Battalion Executive Officer Marks the Milestone
The closing ceremony held on June 16, 2026, was attended by senior officers from both the battalion and the division. Maj. Ron Albert R. Tumasis, Executive Officer of the 104th Infantry Battalion, formally acknowledged the effort put into organizing the course and expressed the battalion's appreciation to the 11th Infantry Division and the Aviation Battalion for making it happen.
Maj. Tumasis noted that the skills acquired by the 20 graduates would translate directly into improved operational effectiveness for the battalion, particularly in its capacity to support and coordinate with aviation units during actual missions. He emphasized that the training's impact would be felt in the months ahead as the newly qualified soldiers integrate their competencies into day-to-day operations.
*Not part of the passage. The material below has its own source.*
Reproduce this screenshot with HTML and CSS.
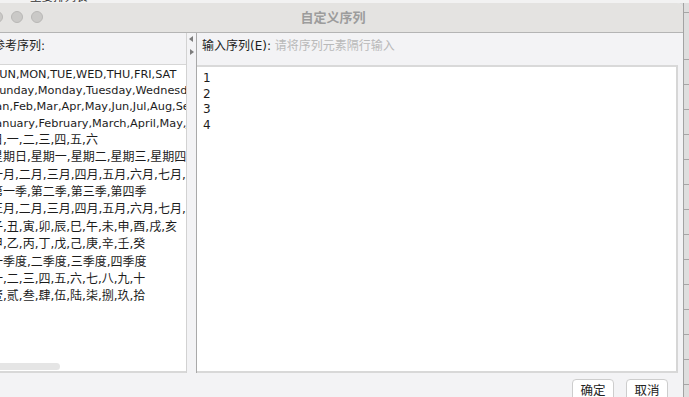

Division Commander Calls for Sustained, Expanding Program
Maj. Gen. Leonardo I. Peña, Commander of the 11th Infantry Division and Joint Task Force Orion, addressed graduates and attendees during the ceremony, underscoring the importance of consistent, institutionalized training in keeping pace with the region's evolving security demands.
"Building capable and mission-ready troops requires continuous learning and adaptation. Through initiatives such as the Army Aviation Operations Seminar, we strengthen our ability to integrate ground and air assets, enabling our forces to respond more effectively to security, humanitarian and disaster response operations while accomplishing our mission of sustaining peace and development in Sulu and Basilan," Maj. Gen. Peña said, as quoted by the division's Public Affairs Office.
According to Maj. Gen. Peña, the conclusion of AAOS Class 01-2026 is not a standalone event. He stated that additional iterations of the seminar are already being planned for other units within the 11th Infantry Division, with the goal of building a division-wide pool of infantry personnel trained to work in close coordination with aviation assets. The broader rollout is intended to progressively raise the division's overall aviation interoperability standard across all its component battalions.
Plans to Expand Aviation Training Across the 11th Infantry Division
Details of the seminar's conclusion were released by the 11th Infantry Division's Public Affairs Office on June 17, 2026, and authenticated by Maj. Genesis S. Dizon (INF) PA, Chief of the Division Public Affairs Office. According to the Public Affairs Office, the successful graduation of all 20 participants from AAOS Class 01-2026 represents the first cohort of trained aviation operations coordinators produced within the division for the year 2026.
Subsequent training cycles are expected to follow as the program scales up to reach other battalions and units under the 11th Infantry Division. The intent, according to the division, is to create a critical mass of qualified personnel distributed across the division's order of battle — soldiers who can step into coordination roles with aviation assets whenever and wherever the operational situation demands it.
The 11th Infantry Division continues to operate under the Philippine Army's mandate to maintain peace and security across the Sulu Archipelago, a region that has long served as the theater of sustained counter-insurgency and counter-terrorism efforts. The systematic integration of ground and aviation capabilities has been identified as a key component of the division's long-term operational strategy in this environment.
Military doctrine consistently identifies air-ground coordination as among the most technically demanding skill sets in infantry operations — a challenge that becomes even more pronounced in archipelagic terrain where conventional ground mobility is constrained and air assets must often serve as the primary means of rapid response, reinforcement, and evacuation.